Menschen, die nicht dem gängigen Geschlechterverständnis entsprechen, also trans*, inter, nicht-binär sind oder auch nur nicht typisch „weiblich“ oder „männlich“ aussehen, erfahren auf geschlechtergetrennten Toiletten häufig Abwertung durch Blicke, Sprüche, Fragen und auch physische Gewalt. Solche Erfahrungen führen dazu, dass öffentliche Toiletten gemieden werden. Angst vor Diskriminierung und damit verbundenes Vermeidungsverhalten stellen einen Stressfaktor dar, der sich negativ auf Wohlbefinden und Leistung im Allgemeinen und universitären Kontext auswirken kann. Mittelbare Folgen der Vermeidungsstrategien sind Dehydrierung, Harnwegsinfekte und Nierenerkrankungen und das Fernbleiben von Veranstaltungen.
These 3: Frauentoiletten bieten Frauen einen Rückzugs- oder Schutzraum.

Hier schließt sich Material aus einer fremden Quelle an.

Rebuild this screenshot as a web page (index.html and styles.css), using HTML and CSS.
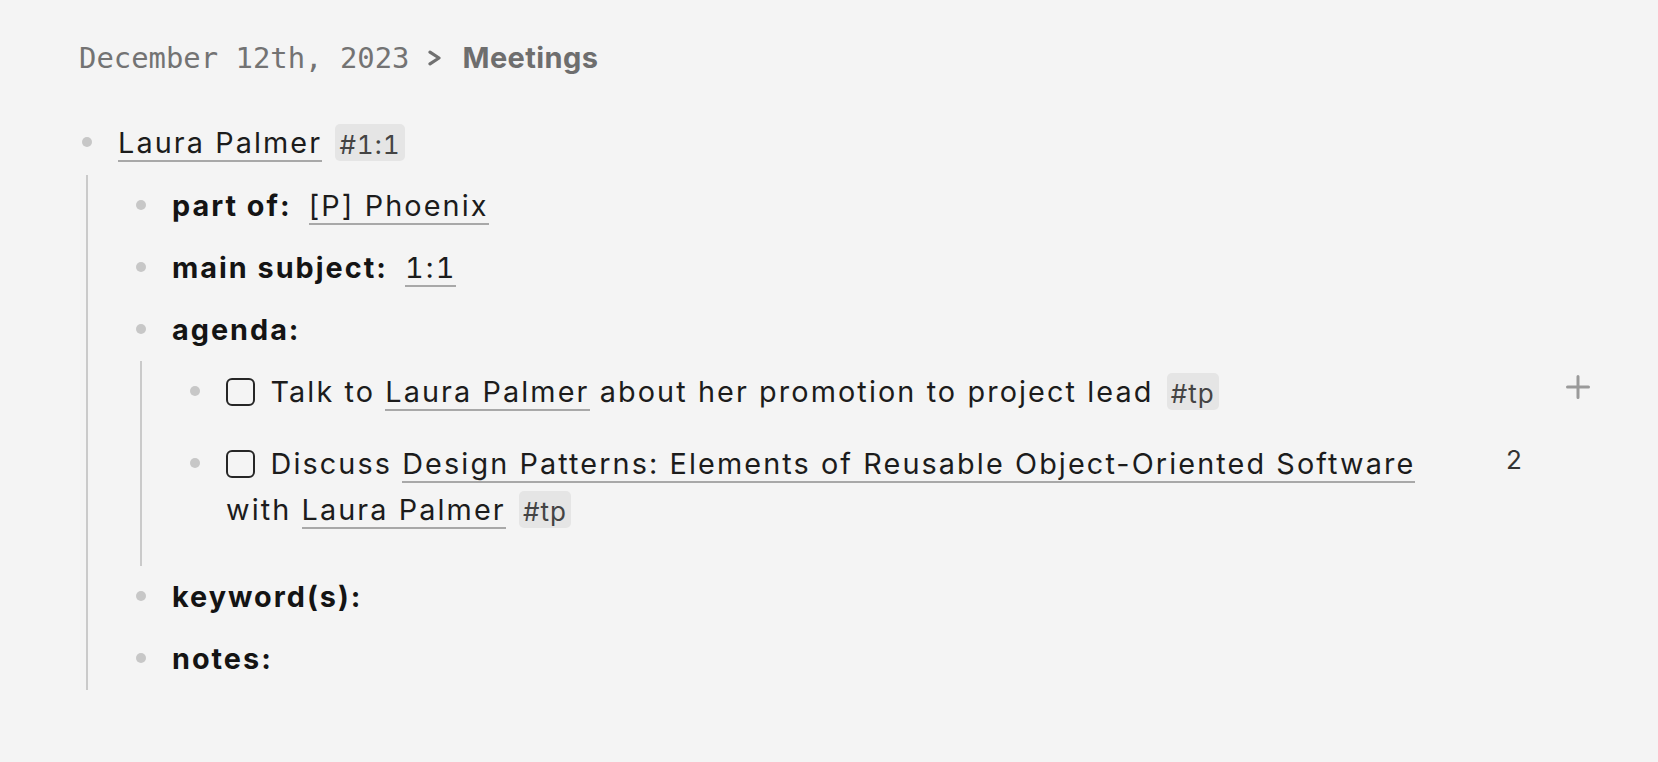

Jeder Mensch hat das Recht auf einen Rückzugsraum. Bei Unisex-Toiletten geht es nicht darum, alle bestehenden Rückzugsorte für Frauen* abzuschaffen, sondern zusätzliche für alle einzurichten. Darüber hinaus sollten alternativ zur Toilette Safe Spaces zur Verfügung gestellt werden, damit sich alle zu jeder Zeit sicher fühlen können. Das Schaffen von Rückzugsorten in allen Bereichen des Lebens ist, nicht nur in den Toiletten, ein wichtiges Anliegen – der Umgang mit Minderheiten zeigt
immer auch die Güte eines sozialen Systems an. Zudem sollten wir die Frage stellen, warum Frauen* und andere diskriminierte Gruppen überhaupt einen solchen Rückzugsort brauchen und das Problem an anderer Stelle angehen. Viele Menschen werden tagtäglich Opfer von Übergriffen und Belästigung. Erst wenn dem entgegen gewirkt wird, sinkt der Bedarf an Rückzugsorten.